Below are some facts about the average American woman’s health; I will cover men’s health next time.
• The average American woman was 5’3 in 1960 and weighed 140.2 pounds; in 2002, the average woman was 5’4 and weighed 164.3 pounds (http://usgovinfo.about.com/od/healthcare/a/tallbutfat.htm).
• Heart disease is the leading cause of death in women 65 and older and the second leading cause of death in women 45-64 (http://www.cdc.gov/features/heartmonth/).
• In 2000, the average woman consumed 1,877 calories per day. In 1971, the average was 1,542 (http://www.faqs.org/nutrition/Diab-Em/Dietary-Trends-American.html).
• 16% of American women engage in daily exercise (http://www.bls.gov/news.release/atus.nr0.htm); the average American watches 4 hours of television daily (http://www.csun.edu/science/health/docs/tv&health.html).
• The most common reason people (not just women) give for not exercising is lack of time (http://www.msnbc.msn.com/id/6391079/).
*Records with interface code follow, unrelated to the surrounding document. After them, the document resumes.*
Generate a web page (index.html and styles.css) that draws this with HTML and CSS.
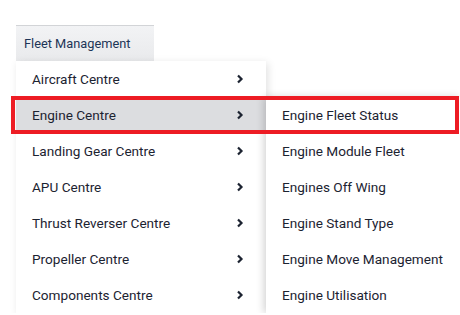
FILE: index.html
```html
<!DOCTYPE html>
<html lang="en">
<head>
    <meta charset="UTF-8">
    <meta name="viewport" content="width=device-width, initial-scale=1.0">
    <title>Fleet Management Menu</title>
    <link rel="stylesheet" href="styles.css">
</head>
<body>
    <div class="navbar">
        <!-- Top level button -->
        <div class="nav-button">Fleet Management</div>

        <!-- Dropdown menu -->
        <div class="menu-wrap">
            <ul class="menu">
                <li><span>Aircraft Centre</span><svg class="chev" viewBox="0 0 8 10"><path d="M2 1.5 L5.5 5 L2 8.5"/></svg></li>
                <li class="active"><span>Engine Centre</span><svg class="chev" viewBox="0 0 8 10"><path d="M2 1.5 L5.5 5 L2 8.5"/></svg></li>
                <li><span>Landing Gear Centre</span><svg class="chev" viewBox="0 0 8 10"><path d="M2 1.5 L5.5 5 L2 8.5"/></svg></li>
                <li><span>APU Centre</span><svg class="chev" viewBox="0 0 8 10"><path d="M2 1.5 L5.5 5 L2 8.5"/></svg></li>
                <li><span>Thrust Reverser Centre</span><svg class="chev" viewBox="0 0 8 10"><path d="M2 1.5 L5.5 5 L2 8.5"/></svg></li>
                <li><span>Propeller Centre</span><svg class="chev" viewBox="0 0 8 10"><path d="M2 1.5 L5.5 5 L2 8.5"/></svg></li>
                <li><span>Components Centre</span><svg class="chev" viewBox="0 0 8 10"><path d="M2 1.5 L5.5 5 L2 8.5"/></svg></li>
            </ul>

            <!-- Sub menu for Engine Centre -->
            <ul class="submenu">
                <li>Engine Fleet Status</li>
                <li>Engine Module Fleet</li>
                <li>Engines Off Wing</li>
                <li>Engine Stand Type</li>
                <li>Engine Move Management</li>
                <li>Engine Utilisation</li>
            </ul>

            <!-- Red highlight box -->
            <div class="highlight"></div>
        </div>
    </div>
</body>
</html>
```

FILE: styles.css
```css
/* CSS styles */
body {
    font-family: 'Roboto', 'Liberation Sans', sans-serif;
    background-color: #fff;
    margin: 0;
    padding: 0;
}

.navbar {
    padding: 25px 0 0 16px;
}

.nav-button {
    width: 138px;
    height: 36px;
    box-sizing: border-box;
    border-top: 1px solid #d2d4d7;
    background: linear-gradient(#f2f3f5, #e9eaec);
    color: #1d3557;
    font-size: 12.8px;
    line-height: 35px;
    padding-left: 8px;
}

.menu-wrap {
    position: relative;
}

.menu {
    list-style-type: none;
    margin: 0;
    padding: 0;
    width: 250px;
    background-color: #fff;
    box-shadow: 2px 2px 8px rgba(0, 0, 0, 0.12);
}

.menu li,
.submenu li {
    height: 36px;
    display: flex;
    align-items: center;
    justify-content: space-between;
    padding: 0 22px 0 16px;
    font-size: 13.6px;
    color: #1c2331;
    white-space: nowrap;
}

.submenu li {
    padding-right: 0;
}

.menu li.active {
    background-color: #dcdde0;
}

.chev {
    width: 8px;
    height: 10px;
    fill: none;
    stroke: #1c2331;
    stroke-width: 2.2;
}

.submenu {
    list-style-type: none;
    margin: 0;
    padding: 0;
    position: absolute;
    left: 250px;
    top: 36px;
    width: 194px;
    background-color: #fff;
    box-shadow: -2px 0 8px rgba(0, 0, 0, 0.18);
}

.highlight {
    position: absolute;
    left: -5px;
    top: 35px;
    width: 448px;
    height: 38px;
    box-sizing: border-box;
    border: 4px solid #ed1c24;
}
```
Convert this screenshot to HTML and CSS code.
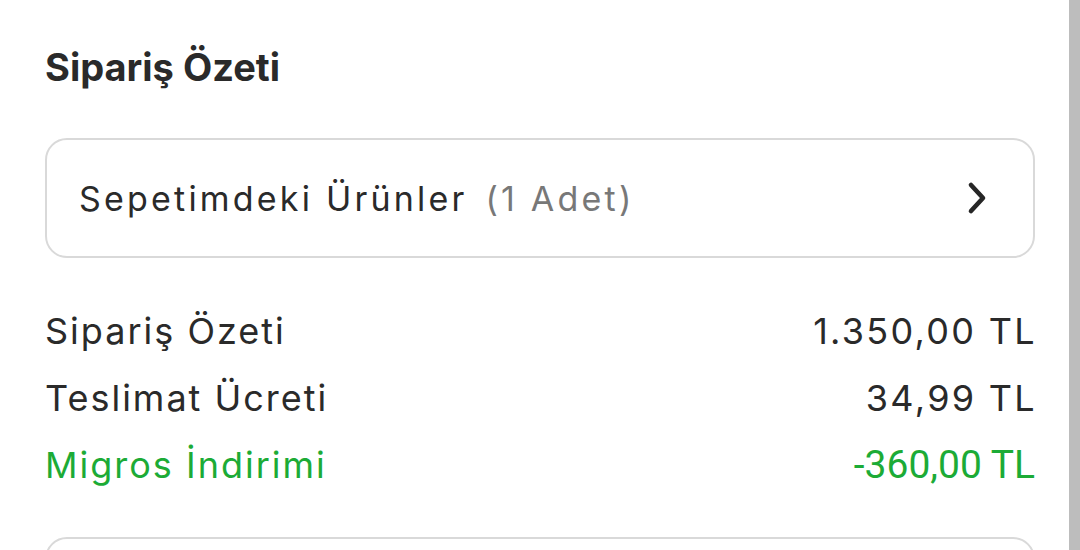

• Women who lift weights not only reduce their risk of osteoporosis, they also experience less weight gain in middle age, particularly in the abdominal region (http://www.philly.com/inquirer/magazine/20100802_Weightlifting_professor_attests_to_health_benefits.html). (This is an interesting article, and worthwhile read if you are interested in some of the reasearch being done).
The take home message is American women are eating more and moving less than we did thirty years ago. This can be blamed on technological advances, the fact that we drive more, and the accessibility of fast food, among other things. As a result, we have to make a more concerted effort to move and pay attention to what we are eating. Try things like having a “no TV Tuesday” at your house, or joining thousands of Americans for “meatless Mondays.” Other ways to incorporate activity into your everyday life are take the parking spot farther away, always take the stairs, and commit to walking the dog everyday- even if you don’t have one.